• Exercise requirements:
For each line of the data below that holds "components", copy the line.

• Data section:
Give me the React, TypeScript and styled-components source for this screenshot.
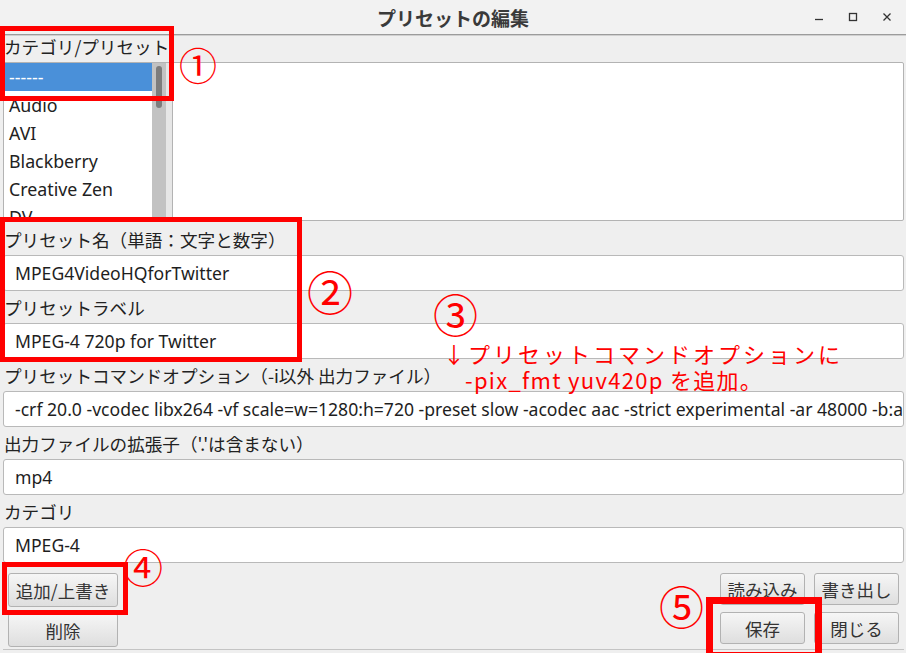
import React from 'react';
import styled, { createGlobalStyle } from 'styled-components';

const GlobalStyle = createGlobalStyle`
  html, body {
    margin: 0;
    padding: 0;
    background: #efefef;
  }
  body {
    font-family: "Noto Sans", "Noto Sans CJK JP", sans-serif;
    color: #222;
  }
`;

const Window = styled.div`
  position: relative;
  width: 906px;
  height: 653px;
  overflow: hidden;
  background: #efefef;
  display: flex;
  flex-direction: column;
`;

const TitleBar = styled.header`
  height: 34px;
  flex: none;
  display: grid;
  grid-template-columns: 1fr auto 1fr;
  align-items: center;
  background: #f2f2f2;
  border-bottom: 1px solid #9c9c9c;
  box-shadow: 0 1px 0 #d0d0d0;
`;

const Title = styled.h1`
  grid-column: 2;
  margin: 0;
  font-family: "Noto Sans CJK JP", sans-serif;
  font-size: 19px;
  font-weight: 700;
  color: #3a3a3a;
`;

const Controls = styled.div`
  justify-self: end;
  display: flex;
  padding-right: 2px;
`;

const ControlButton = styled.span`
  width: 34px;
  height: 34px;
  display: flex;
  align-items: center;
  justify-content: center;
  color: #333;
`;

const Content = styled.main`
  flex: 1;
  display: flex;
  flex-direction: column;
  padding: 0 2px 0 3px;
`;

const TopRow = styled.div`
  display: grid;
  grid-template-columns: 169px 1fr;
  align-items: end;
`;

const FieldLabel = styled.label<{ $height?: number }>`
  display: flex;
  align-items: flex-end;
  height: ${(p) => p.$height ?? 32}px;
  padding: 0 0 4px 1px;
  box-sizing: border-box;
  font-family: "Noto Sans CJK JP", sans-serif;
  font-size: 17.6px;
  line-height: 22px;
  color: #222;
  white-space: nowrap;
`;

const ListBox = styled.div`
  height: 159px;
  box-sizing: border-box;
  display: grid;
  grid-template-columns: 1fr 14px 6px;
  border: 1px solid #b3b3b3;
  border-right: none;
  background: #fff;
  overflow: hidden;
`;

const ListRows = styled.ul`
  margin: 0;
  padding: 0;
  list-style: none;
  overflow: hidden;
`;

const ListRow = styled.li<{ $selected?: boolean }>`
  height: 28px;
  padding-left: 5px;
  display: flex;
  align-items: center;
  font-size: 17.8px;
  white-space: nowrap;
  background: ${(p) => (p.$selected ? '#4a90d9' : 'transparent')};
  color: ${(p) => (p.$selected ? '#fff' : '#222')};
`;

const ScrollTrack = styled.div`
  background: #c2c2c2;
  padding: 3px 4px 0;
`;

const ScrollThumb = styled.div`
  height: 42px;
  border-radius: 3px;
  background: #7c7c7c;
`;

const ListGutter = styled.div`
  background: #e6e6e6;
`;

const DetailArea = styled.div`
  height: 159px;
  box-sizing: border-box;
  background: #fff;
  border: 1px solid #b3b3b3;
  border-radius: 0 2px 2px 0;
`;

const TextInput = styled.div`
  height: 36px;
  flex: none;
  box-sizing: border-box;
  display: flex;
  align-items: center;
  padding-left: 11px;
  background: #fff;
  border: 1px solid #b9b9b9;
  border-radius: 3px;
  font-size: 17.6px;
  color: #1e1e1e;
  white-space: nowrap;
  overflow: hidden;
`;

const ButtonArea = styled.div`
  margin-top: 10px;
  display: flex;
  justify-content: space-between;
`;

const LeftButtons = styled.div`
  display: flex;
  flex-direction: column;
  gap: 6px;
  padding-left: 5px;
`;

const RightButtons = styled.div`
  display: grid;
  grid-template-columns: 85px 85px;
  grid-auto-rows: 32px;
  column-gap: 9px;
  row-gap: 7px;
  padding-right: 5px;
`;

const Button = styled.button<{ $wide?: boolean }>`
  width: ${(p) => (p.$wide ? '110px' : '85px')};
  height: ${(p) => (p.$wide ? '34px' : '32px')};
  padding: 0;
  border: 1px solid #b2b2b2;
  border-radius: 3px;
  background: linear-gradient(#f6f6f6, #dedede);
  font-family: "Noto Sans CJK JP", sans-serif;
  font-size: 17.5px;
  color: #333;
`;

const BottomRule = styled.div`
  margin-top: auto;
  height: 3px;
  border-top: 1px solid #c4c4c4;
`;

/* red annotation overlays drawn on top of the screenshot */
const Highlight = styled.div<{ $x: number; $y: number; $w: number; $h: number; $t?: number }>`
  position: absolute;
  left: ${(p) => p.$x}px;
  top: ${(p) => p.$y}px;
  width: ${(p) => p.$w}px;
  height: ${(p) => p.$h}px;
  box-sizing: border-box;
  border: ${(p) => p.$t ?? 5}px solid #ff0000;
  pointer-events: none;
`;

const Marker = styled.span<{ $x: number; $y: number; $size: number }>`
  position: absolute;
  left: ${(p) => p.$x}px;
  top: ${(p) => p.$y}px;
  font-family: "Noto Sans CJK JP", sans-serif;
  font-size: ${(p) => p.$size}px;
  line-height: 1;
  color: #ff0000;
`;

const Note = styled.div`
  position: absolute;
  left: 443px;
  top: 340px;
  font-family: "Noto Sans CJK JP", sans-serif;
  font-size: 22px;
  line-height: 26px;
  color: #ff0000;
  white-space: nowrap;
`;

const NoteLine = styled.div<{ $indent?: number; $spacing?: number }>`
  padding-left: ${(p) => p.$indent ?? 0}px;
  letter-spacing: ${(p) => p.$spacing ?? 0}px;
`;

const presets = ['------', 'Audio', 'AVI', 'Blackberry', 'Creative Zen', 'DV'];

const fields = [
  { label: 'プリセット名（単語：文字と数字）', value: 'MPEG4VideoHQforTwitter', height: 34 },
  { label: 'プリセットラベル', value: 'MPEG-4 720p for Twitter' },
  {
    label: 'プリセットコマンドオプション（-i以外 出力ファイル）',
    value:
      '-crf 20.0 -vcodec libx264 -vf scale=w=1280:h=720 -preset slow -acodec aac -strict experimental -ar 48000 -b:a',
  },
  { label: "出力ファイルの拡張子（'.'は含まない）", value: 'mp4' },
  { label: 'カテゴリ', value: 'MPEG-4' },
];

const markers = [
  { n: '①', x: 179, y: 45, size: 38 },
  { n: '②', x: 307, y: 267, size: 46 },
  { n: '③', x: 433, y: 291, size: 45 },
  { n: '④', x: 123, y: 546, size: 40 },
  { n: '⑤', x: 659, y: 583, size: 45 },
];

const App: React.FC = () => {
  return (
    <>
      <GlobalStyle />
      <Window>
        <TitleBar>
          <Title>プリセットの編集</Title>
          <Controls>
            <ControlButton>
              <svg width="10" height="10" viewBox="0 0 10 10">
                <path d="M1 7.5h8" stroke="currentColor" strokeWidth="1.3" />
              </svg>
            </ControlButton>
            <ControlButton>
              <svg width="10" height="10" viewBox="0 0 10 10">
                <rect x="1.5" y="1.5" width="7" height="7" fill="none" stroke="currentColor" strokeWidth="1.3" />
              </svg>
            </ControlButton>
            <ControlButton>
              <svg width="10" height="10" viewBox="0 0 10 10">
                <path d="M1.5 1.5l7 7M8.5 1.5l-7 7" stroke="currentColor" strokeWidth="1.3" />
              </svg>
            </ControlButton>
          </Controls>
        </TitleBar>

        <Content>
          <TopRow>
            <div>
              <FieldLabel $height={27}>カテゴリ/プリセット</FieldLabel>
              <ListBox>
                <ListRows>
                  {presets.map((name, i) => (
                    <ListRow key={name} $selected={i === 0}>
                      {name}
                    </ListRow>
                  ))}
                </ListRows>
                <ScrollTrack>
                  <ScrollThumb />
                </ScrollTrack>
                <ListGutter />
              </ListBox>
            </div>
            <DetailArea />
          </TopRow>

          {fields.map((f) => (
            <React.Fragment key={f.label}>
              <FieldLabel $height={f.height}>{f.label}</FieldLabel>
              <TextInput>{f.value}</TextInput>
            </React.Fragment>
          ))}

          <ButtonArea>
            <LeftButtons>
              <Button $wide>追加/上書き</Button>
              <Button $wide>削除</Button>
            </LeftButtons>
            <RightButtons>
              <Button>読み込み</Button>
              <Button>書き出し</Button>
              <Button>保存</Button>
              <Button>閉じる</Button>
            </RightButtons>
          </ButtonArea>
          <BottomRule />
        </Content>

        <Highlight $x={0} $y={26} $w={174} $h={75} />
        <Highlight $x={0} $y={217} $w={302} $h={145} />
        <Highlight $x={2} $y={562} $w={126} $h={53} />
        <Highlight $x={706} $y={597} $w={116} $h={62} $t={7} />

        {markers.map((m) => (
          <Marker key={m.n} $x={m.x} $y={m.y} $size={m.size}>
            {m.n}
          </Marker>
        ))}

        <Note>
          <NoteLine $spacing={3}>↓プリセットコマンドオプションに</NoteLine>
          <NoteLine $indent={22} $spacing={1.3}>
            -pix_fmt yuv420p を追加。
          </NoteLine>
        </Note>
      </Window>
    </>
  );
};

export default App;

• The response:
Give me the React, TypeScript and styled-components source for this screenshot.
import styled, { createGlobalStyle } from 'styled-components';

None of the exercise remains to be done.